I don't know about you, but I haven't breathlessly been awaiting another Bridget Jones movie, although I have missed Renee Zellweger's presence on the big screen. Zellweger hasn't appeared in a movie in six years.
I suppose it was inevitable that Zellweger would return to movie action by reprising her role as a British woman who first stole hearts in 2001's Bridget Jones's Diary (good) and followed with 2004's Bridget Jones, The Edge of Reason (not so wonderful).
These days, Bridget works as a TV news producer. Even with an established career, she's still wondering whether her life ever totally will jell. On the night of her 43rd birthday, she ponders the question in her apartment -- alone and in PJs.
The movie quickly introduces the men in Bridget's life: two of them.
As a reluctant attendee at a music festival, Bridget meets Jack (Patrick Dempsey), a billionaire who has made his fortune in the computer-dating business. For Jack, romance can be reducible to algorithms.

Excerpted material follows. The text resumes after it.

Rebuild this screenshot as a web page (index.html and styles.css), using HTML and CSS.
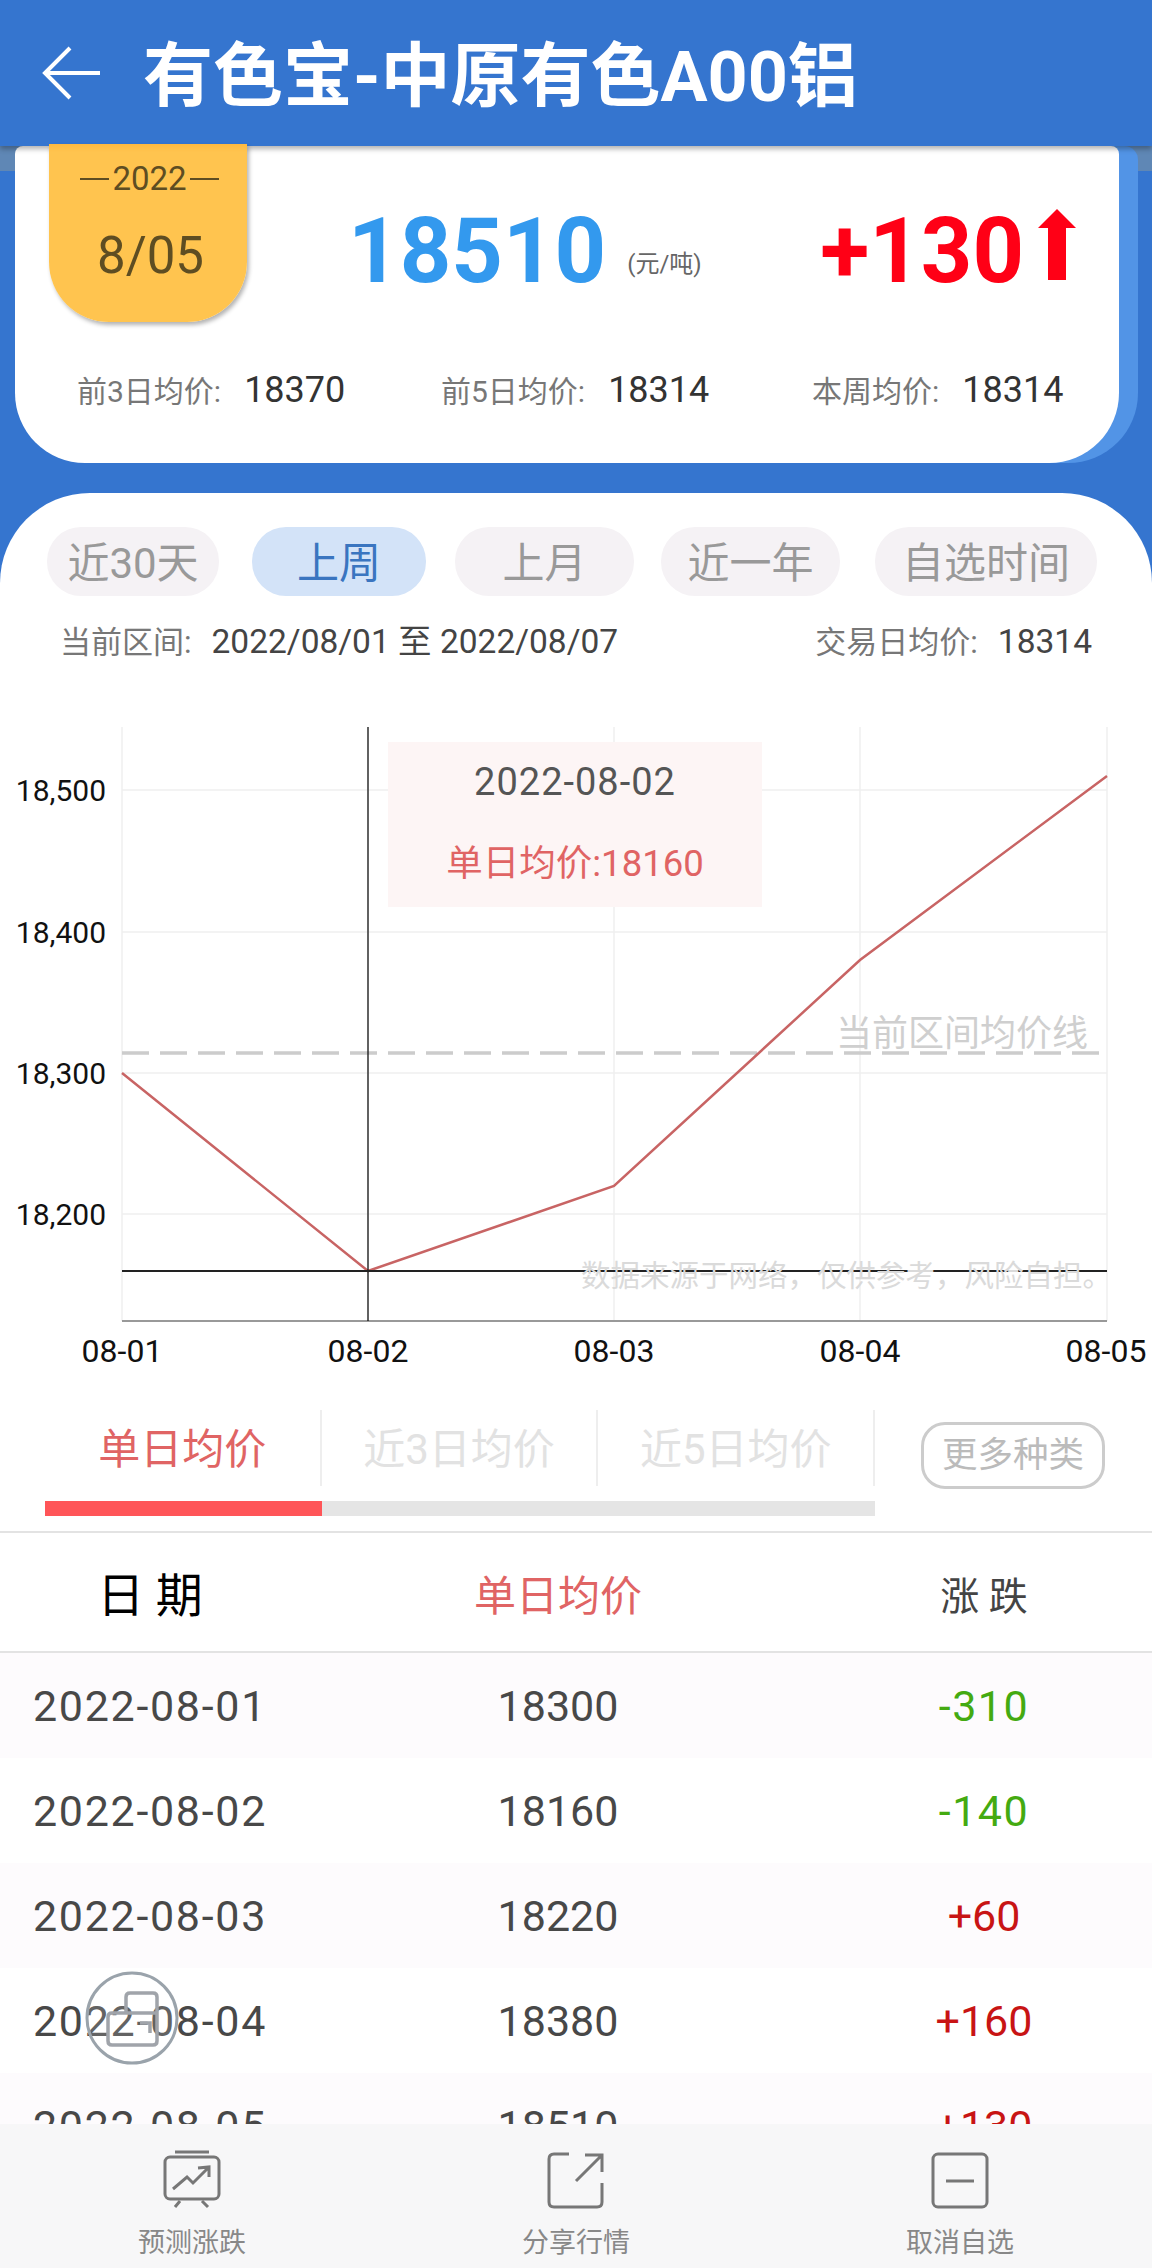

Bridget also reacquaints herself with the charmingly diffident Mark Darcy (Colin Firth), one of her flames from the first two movies.
Bridget sleeps with both men, becomes pregnant and then agonizes about which of her lovers might be the father of the expected child.
Director Sharon Maguire, who also directed the first movie, isn't working in subtle mode. Laughs are derived from bits such as the one in which Bridget falls face forward into the mud that has turned the outdoor musical festival into a swamp.
Lots of ink has been spilled about Zellweger's appearance. I won't spill any more, but this edition of Bridget Jones finds everyone looking a bit long in the tooth for a supposedly rollicking rom-com.
Perhaps because he was busy acting his age in Florence Foster Jenkins, Hugh Grant is absent from this edition -- although the screenplay finds ways in which to refer to his character.
Emma Thompson, Gemma Jones and Jim Broadbent turn up in generally negligible roles.
Some of the comedy involving Bridget's job is border-line smart. She feeds questions to an on-air personality played by Sarah Solemani, a woman who takes a far more pragmatic approach to romance than Bridget.
And, yes, the movie finds ways to add a culminating spasm of physical comedy, the unavoidable scene in which Bridget's water breaks. She's hurried to the hospital in the company of both men in her life: They struggle to carry her crumpling body through the hospital's revolving door.
I probably should report that a largely female preview audience found the movie a good deal funnier than I did, but I also must confess to a deep lack of concern about whether Bridget Jones's Baby bombs or booms, except to fret that a whopping success just might breed more such strained efforts.